I have used this belt system for most of my time in martial arts both as practitioner and as a teacher/leader and today if I were running a training system I would leave the belt system outside the doors. I would have maybe three or four fellow karate-ka to train and practice with and would leave the expertise aspects out of sight and mind while focusing on making things work. I would begin to focus on the full spectrum as it pertains to both a self-defense view and a moral spiritual view for balance. It would include the type of knowledge necessary to make it work along with things like avoidance, deescalation and as a last resort physical intervention, so to speak. 

If I had one wish, I would wish that this could have been the model I learned from in the seventies to present day and that it was the model I used while training others through the time I had a dojo or training hall. 

Rank sucks, it detracts from what is truly needed in the practice of combative/SD type martial systems and becomes a distraction toward focusing on what matters in real life conflict. Consider this, karate and the like are born from conflict with fighting and combat so it is the essence of why it exists. If that is your direction then remove all the distractions and focus on what matters.
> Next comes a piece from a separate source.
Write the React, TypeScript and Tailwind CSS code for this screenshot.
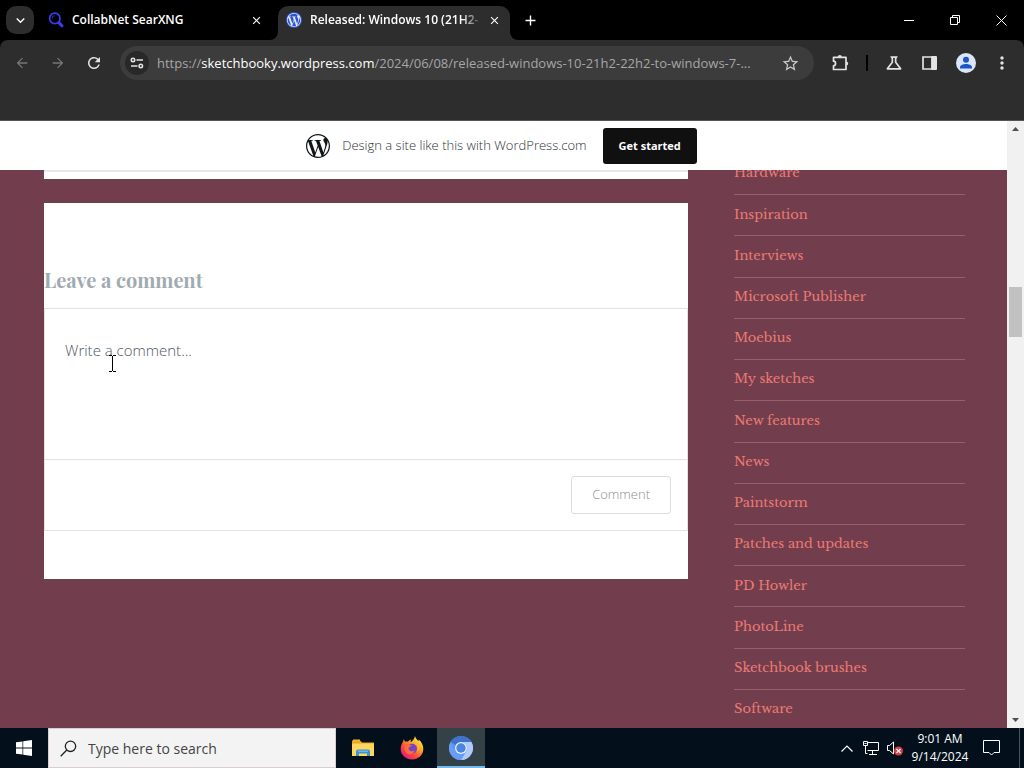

Yes, you can achieve a black belt in one year but is that truly the focus you should have? If you are focused on sho-dan then are you missing the stuff that matters? Will this ever be resolved? The last questions answer is - NO!

1 comment:

Zacky Chan said...

I totally agree about the shodan and it's "beginner student" translation. In Japan it's definitely seen that way. I don't know any phenomenal masters that have only achieved shodan, and most of them are embarrassed or at least definitely not boasting of their skills. A lot of that has to do with Japanese culture, but the belt system is Japanese culture! The black belt can mean a completely different thing, or many different things in the States, or elsewhere, as you skillfully noted. Great piece.